When President Obama entered office, he installed Tim Geithner as Treasury Secretary. This was the guy who sat at the top of the New York Fed and watched silently as all the big banks took on enormous amounts of debt. In many cases, leverage at the banks was 40 to 1. In a word, insane. Geithner’s punishment for letting that happen on his watch? A promotion to Treasury Secretary! Ben Bernanke was just reappointed by the President for his job as Chief of the Federal Reserve. The Fed and Bernanke basically caused the debt meltdown problem with their interest policies and guidance. The Fed Chief has been hailed as the man who saved the system from financial collapse. That is like a drunk driver causing an accident with a bus full of children. After the crash, the drunk stumbles over and pulls the kids out of a burning bus and is then hailed as a hero!
How did these banks load up on way too much debt? It was done with a security called an Over the Counter derivative or OTC derivative. Over the Counter means from a seller to a buyer and not done on an exchange. Wall Street bundled up debt like car loans, credit cards, and mortgages into securities and made big commissions selling these bundles of debt around the planet. Currently, there is no public market for OTC derivatives, contrast that with the Chicago Board of Trade. That is a public market. Take for example what happens when a bushel of corn is sold on the CBOT. There are standards for how much a bushel weighs. You cannot pour dirt, ball bearings or water into the bushel to make weight. There are rules and regulations that guarantee a “clean” delivery with universal value. Remember OTC derivatives have no public market. That means there are no standards, no guarantees, no regulation and most importantly, no price discovery. A pricing mechanism is the hallmark of a bid/ask public market.
The price for an OTC derivative is whatever the seller says it is. There was little equity in most of these “securities” because, after all, there were no regulations. Why put money into a security when the seller could put money in his pocket instead? When the economy went sour, many people stopped paying their car loans, credit cards and mortgage payments. What do you suppose happened to the value of OTC derivatives when people stopped paying their bills? According to the Bank of International Settlements, or BIS, there are 592 trillion dollars of OTC derivatives. What do you suppose would happen if there was a public market now? We would find out what this stuff is really worth and it would not be pretty! According to famed investor Jim Sinclair at JSMineset.com , there is no way most of the 592 trillion dollar ball of debt can be priced. Sinclair thinks the BIS is underestimating the size of the OTC market. Sinclair contends it is really more than a quadrillion dollars. (A quadrillion is a thousand trillion!)

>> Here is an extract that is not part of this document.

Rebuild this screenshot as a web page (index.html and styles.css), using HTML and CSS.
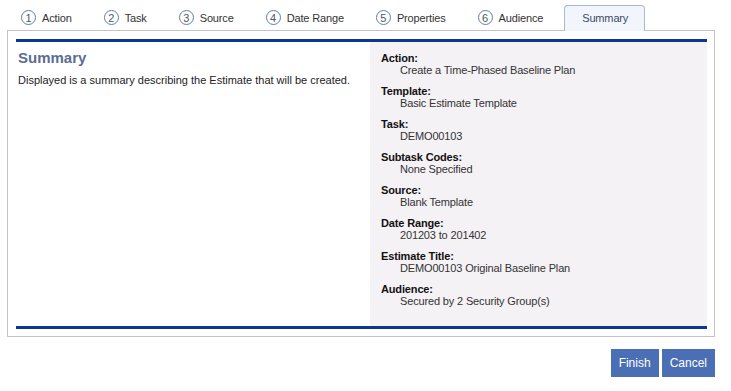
FILE: index.html
```html
<!DOCTYPE html>
<html lang="en">
<head>
    <meta charset="UTF-8">
    <title>Create Estimate - Summary</title>
    <link rel="stylesheet" href="styles.css">
</head>
<body>
    <div class="wizard">
        <div class="tabs">
            <div class="tab"><span class="num">1</span>Action</div>
            <div class="tab"><span class="num">2</span>Task</div>
            <div class="tab"><span class="num">3</span>Source</div>
            <div class="tab"><span class="num">4</span>Date Range</div>
            <div class="tab"><span class="num">5</span>Properties</div>
            <div class="tab"><span class="num">6</span>Audience</div>
            <div class="tab active">Summary</div>
        </div>

        <div class="panel">
            <div class="content">
                <div class="intro">
                    <h2>Summary</h2>
                    <p>Displayed is a summary describing the Estimate that will be created.</p>
                </div>
                <dl class="details">
                    <dt>Action:</dt>
                    <dd>Create a Time-Phased Baseline Plan</dd>
                    <dt>Template:</dt>
                    <dd>Basic Estimate Template</dd>
                    <dt>Task:</dt>
                    <dd>DEMO00103</dd>
                    <dt>Subtask Codes:</dt>
                    <dd>None Specified</dd>
                    <dt>Source:</dt>
                    <dd>Blank Template</dd>
                    <dt>Date Range:</dt>
                    <dd>201203 to 201402</dd>
                    <dt>Estimate Title:</dt>
                    <dd>DEMO00103 Original Baseline Plan</dd>
                    <dt>Audience:</dt>
                    <dd>Secured by 2 Security Group(s)</dd>
                </dl>
            </div>
        </div>

        <div class="actions">
            <button class="btn">Finish</button>
            <button class="btn">Cancel</button>
        </div>
    </div>
</body>
</html>
```

FILE: styles.css
```css
body {
    margin: 0;
    background: #fff;
    font-family: "Liberation Sans", Arial, sans-serif;
    font-size: 11px;
    color: #222;
}
.wizard {
    width: 708px;
    padding-left: 7px;
}
.tabs {
    display: flex;
    align-items: flex-end;
    height: 30px;
}
.tab {
    display: flex;
    align-items: center;
    height: 25px;
    padding: 0 18px 0 14px;
    color: #333;
    letter-spacing: -0.15px;
    box-sizing: border-box;
}
.num {
    display: inline-flex;
    align-items: center;
    justify-content: center;
    width: 13px;
    height: 13px;
    margin-right: 6px;
    border: 1px solid #5b7db7;
    border-radius: 50%;
    color: #555;
    font-size: 11px;
    letter-spacing: 0;
}
.tab.active {
    position: relative;
    z-index: 1;
    height: 26px;
    margin-bottom: -1px;
    margin-left: 3px;
    padding: 0 16px 1px 17px;
    background: #f2f6fc;
    border: 1px solid #a9b9cf;
    border-bottom: none;
    border-radius: 4px 4px 0 0;
    color: #3b4a66;
}
.panel {
    border: 1px solid #c4c4c4;
    padding: 8px 7px 7px 8px;
}
.content {
    display: flex;
    border-top: 3px solid #0b3694;
    border-bottom: 3px solid #0b3694;
    min-height: 283px;
}
.intro {
    width: 354px;
    box-sizing: border-box;
    padding: 7px 2px;
}
.intro h2 {
    margin: 0 0 8px;
    font-size: 15px;
    color: #5a6d92;
}
.intro p {
    margin: 0;
    color: #222;
}
.details {
    flex: 1;
    margin: 0;
    padding: 10px 11px;
    background: #f5f2f6;
    line-height: 12px;
    letter-spacing: -0.15px;
}
.details dt {
    color: #111;
    font-weight: bold;
}
.details dd {
    margin: 0 0 9px 19px;
    color: #333;
}
.actions {
    display: flex;
    justify-content: flex-end;
    gap: 3px;
    margin-top: 12px;
}
.btn {
    height: 28px;
    padding: 0 8px;
    border: none;
    background: #4a6fb4;
    color: #fff;
    font-family: "Liberation Sans", Arial, sans-serif;
    font-size: 12px;
}
```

Sinclair recently wrote,”Unless financial contracts have standards there is no way to clear them.
Unless financial instruments have accurate means of daily valuation, there is no way to clear them.
OTC derivatives outstanding from 1991 to 2008 have no standards.
OTC derivatives outstanding from 1991 to 2008 have no sound means of true valuation in any time frame…”
Sinclair goes on to say,“ With this being the incontrovertible set of facts: The Bank for International Settlements is for the first time proposing the world’s central banks take over the financial risk of the entire mountain of more than one quadrillion one hundred and forty four trillion dollars (valuation before the change to “value to maturity” method valuation of nominal value of OTC derivatives) of OTC derivatives created from 1991 to 2008. The reason is simple. This unchanged in size mountain of weapons of mass financial destruction as still sitting there ready to explode in the second chapter of the greatest double dip depression of 2007 – 2009.”
So, now the BIS is proposing that central banks backstop the entire global OTC derivative market. It was recently reported by Bloomberg News,” Regulators are pushing for much of the $592 trillion market in over-the-counter derivatives trades to be moved to clearinghouses which act as the buyer to every seller and seller to every buyer, reducing the risk to the financial system from defaults.”
Still, the debt is not really going away under this plan or any other we have seen so far. The mistakes of greedy bankers are being transferred to the public by massive money printing on a scale never seen before in history. Who knows how this will turn out. My predictions: it will not end well for the U.S. dollar and most people will suffer from enormous inflation.